Unlike the enigmatic Sharaku, Kitagawa Utamaro (1754-1806) was undoubtedly one of the most celebrated Ukiyo-e artist of his day. Characterized by an exquisite sensuousness, his depictions of the courtesans of the Yoshiwara Pleasure Quarter were indebted to the svelte elegance of the women portrayed by Torii Kiyonaga (1752-1815), but informed further by his own sympathetic observation of various subtle psychological states.

Taught first by the Kano-trained artist Toriyama Sekien (1712-88), Utamaro was taken in as a young artist by the important publisher Tsutaya Juzaburo, who helped to support him, honed and developed his art, and presented the promising young print designer to the Edo artistic circle in the mid 1770s. He first achieved prominence in the field of book illustration, with deluxe editions such as the "Mushi Erami" (pages of which will be displayed in the exhibition), and later with masterfully composed bust-portraits of women. Utamaro appears to have spent a good deal of time in the brothel district, and did portraits of many of the reigning beauties of the day. He imbued his depictions with a sense of lively animation and an overt sexuality quite unlike any in the images of his predecessors, and utilized the woodblock medium to its utmost, taking obvious pleasure in the graphic possibilities of the complex multiple-woodblock printing technique and such subtleties as "blind printing" (printing a pigmentless block in order to acheive a three-dimensional embossing effect).

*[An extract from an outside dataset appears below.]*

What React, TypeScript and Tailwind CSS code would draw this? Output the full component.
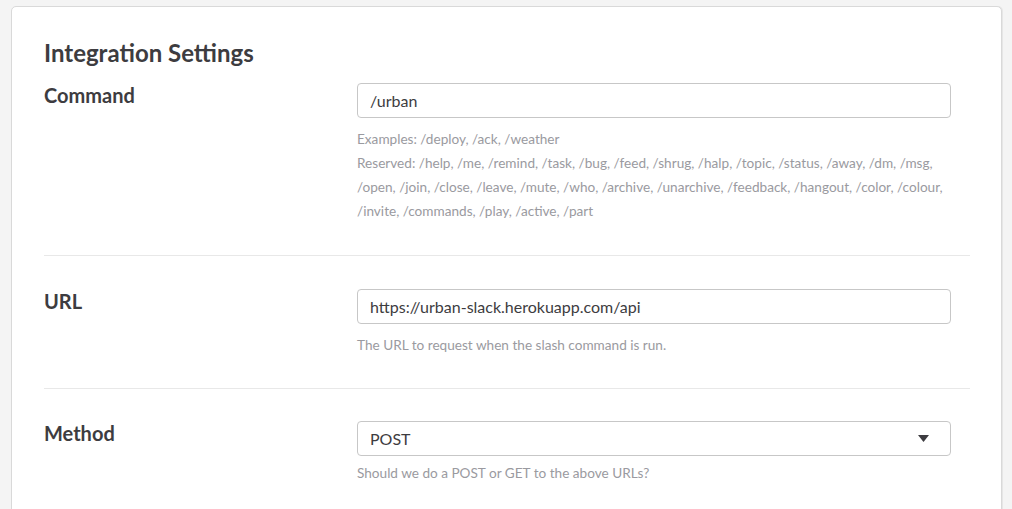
import React from 'react';

const reserved =
  'Reserved: /help, /me, /remind, /task, /bug, /feed, /shrug, /halp, /topic, /status, /away, /dm, /msg, /open, /join, /close, /leave, /mute, /who, /archive, /unarchive, /feedback, /hangout, /color, /colour, /invite, /commands, /play, /active, /part';

function Row({
  label,
  children,
  help,
  top = 'pt-[33px]',
  last,
  helpGap = 'mt-[9px]',
  bottom = 'pb-8',
}: {
  label: string;
  children: React.ReactNode;
  help: React.ReactNode;
  top?: string;
  last?: boolean;
  helpGap?: string;
  bottom?: string;
}) {
  return (
    <div className={`flex ${top} ${bottom} ${last ? '' : 'border-b border-[#e8e8e8]'}`}>
      <div className="w-[313px] shrink-0 text-[20px] leading-6 font-bold text-[#3d3c40]">{label}</div>
      <div className="w-[594px]">
        {children}
        <div className={`${helpGap} text-[13.6px] leading-6 text-[#9a9aa0]`}>{help}</div>
      </div>
    </div>
  );
}

export default function App() {
  const inputCls =
    'w-full h-[35px] px-3 rounded border border-[#c7c7c7] bg-white text-[16px] text-[#3d3c40] outline-none';

  return (
    <div className="min-h-screen bg-[#f4f4f4] pt-[6px] pl-[11px] pr-[10px] font-['Lato','Noto_Sans',sans-serif]">
      <div className="bg-white border border-[#d9d9d9] rounded-t-[5px] pt-[31px] pl-[32px] pr-[31px] shadow-[1px_0_0_#e6e6e6]">
        <h1 className="text-[24px] leading-[30px] font-bold text-[#3d3c40]">Integration Settings</h1>

        <Row
          top="pt-[15px]"
          label="Command"
          help={
            <>
              <div>Examples: /deploy, /ack, /weather</div>
              <div>{reserved}</div>
            </>
          }
        >
          <input className={inputCls} defaultValue="/urban" />
        </Row>

        <Row label="URL" bottom="pb-[31px]" help="The URL to request when the slash command is run.">
          <input className={inputCls} defaultValue="https://urban-slack.herokuapp.com/api" />
        </Row>

        <Row
          last
          top="pt-[32px]"
          label="Method"
          helpGap="mt-[5px]"
          help="Should we do a POST or GET to the above URLs?"
        >
          <div className={`${inputCls} flex items-center justify-between pr-[21px]`}>
            <span>POST</span>
            <svg width="11" height="7" viewBox="0 0 11 7">
              <path d="M0 0h11L5.5 7z" fill="#3d3c40" />
            </svg>
          </div>
        </Row>
      </div>
    </div>
  );
}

During the period of Utamaro's activity, the Tokugawa Shogunate tried repeatedly to censure Ukiyo-e artists and their merchant patrons by enacting strict sumptuary laws designed to curb their consumption of luxury items such as silk, textiles decorated using certain costly techniques, and precious metals. However, the more the government sought to enforce their reforms, the more the irrepressible Edo merchants came to resent their persecutors, and the more cleverly they devised means of flouting the regulations. Utamaro's publisher Tsutaya was prosecuted in 1791 for publishing a series of books and half of his estate was confiscated by the government. He bounced back by publishing his most lavish and daring production to date, a series of Utamaro's okubi-e (bust portraits) of famous beauties depicted against a gorgeously executed background of scattered mica dust. In 1804, Utamaro himself was imprisoned for one day and kept in chains for an additional fifty for the transgression of twice depicting the important late-sixteenth-century historical figure, Toyotomi Hideyoshi, despite stringent laws prohibiting such representations (Hideyoshi was viewed with great sympathy by the merchant-class Edoites as having been unfairly deposed by his eventual successors - the founders of the Tokugawa Shogunate). Nonetheless, Utamaro survived his punishment and continued to produce popular imagery for his remaining years.

This exhibition will show a variety of Utamaro's woodblock prints in a number of different categories. The first rotation (July 20-September 15, 1996) will explore a few of his numerous witty parody pictures and his elegant depictions of lovers. The second (September 17-November 10, 1996) will showcase Utamaro's inventive triptych designs as well as his beloved images of women and children. The final rotation (November 13, 1996-January 12, 1997) will focus on his psychologically nuanced okubi-e portraits of women and two large and impressive multiple-block compositions.

Masterworks of Ukiyo-e will be enhanced by a selection of related paintings, textiles, and decorative objects, giving a sense of the aesthetic milieu of this vibrant and multi-faceted period.